Other researchers don’t think it’s PTSD. They think it’s actual brain aging. Scientists tested 84,000 COVID-19 patients. They found that their brains appeared to have had a mental decline equivalent to 10 years of aging. They gave people tests to challenge their brain’s performance: remembering words, solving puzzles and logic problems. People who had been in hospital, between the ages of 20 and 70, performed as though their brains were ten years older. People who stayed home were also worse off but not as badly.

The study hasn’t been reviewed yet, and some people doubt it. Joanna Wardlaw, a professor of applied neuroimaging at Edinburgh Univ., said, “The cognitive function of the participants was not known pre-COVID, and the results also do not reflect long-term recovery — so any effects on cognition may be short-term.”

Following up with those same people several months from now might give different results. It could be that this brain aging they think they are seeing is the PTSD the other researchers believe they are seeing. It could be distress that is causing people to perform poorly. Right now, there isn’t enough data to say that either is conclusive.

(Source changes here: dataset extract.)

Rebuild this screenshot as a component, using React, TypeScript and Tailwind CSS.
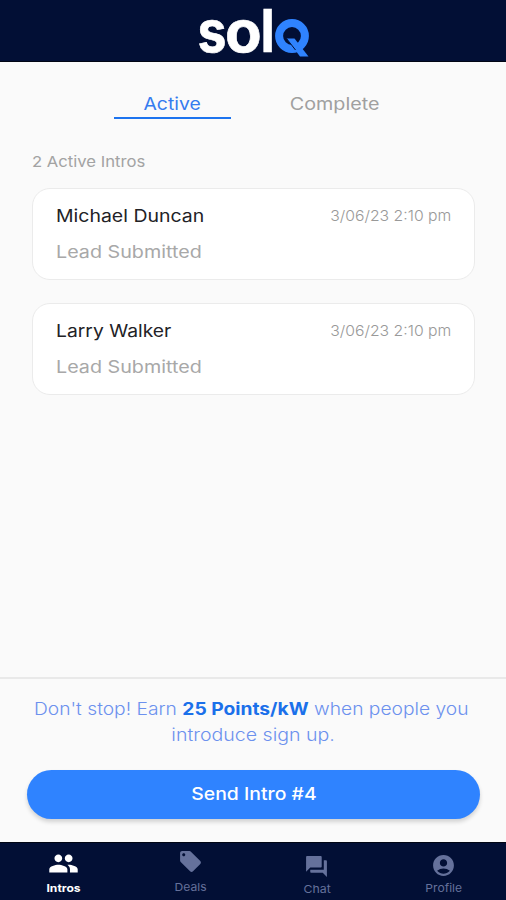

What is obvious is that the effects of COVID-19 are far-reaching. It impacts all parts of the body. It has immediate dangers and causes lingering damage. Without a vaccine on the market, we have no way to protect ourselves except social distancing, washing our hands and masks. On Wednesday, we broke a record with over 100,000 new cases in the U.S. So, with all this in mind, protect yourself and be careful. We will have a vaccine, there will be more answers, but we have to follow the known precautions that work right now.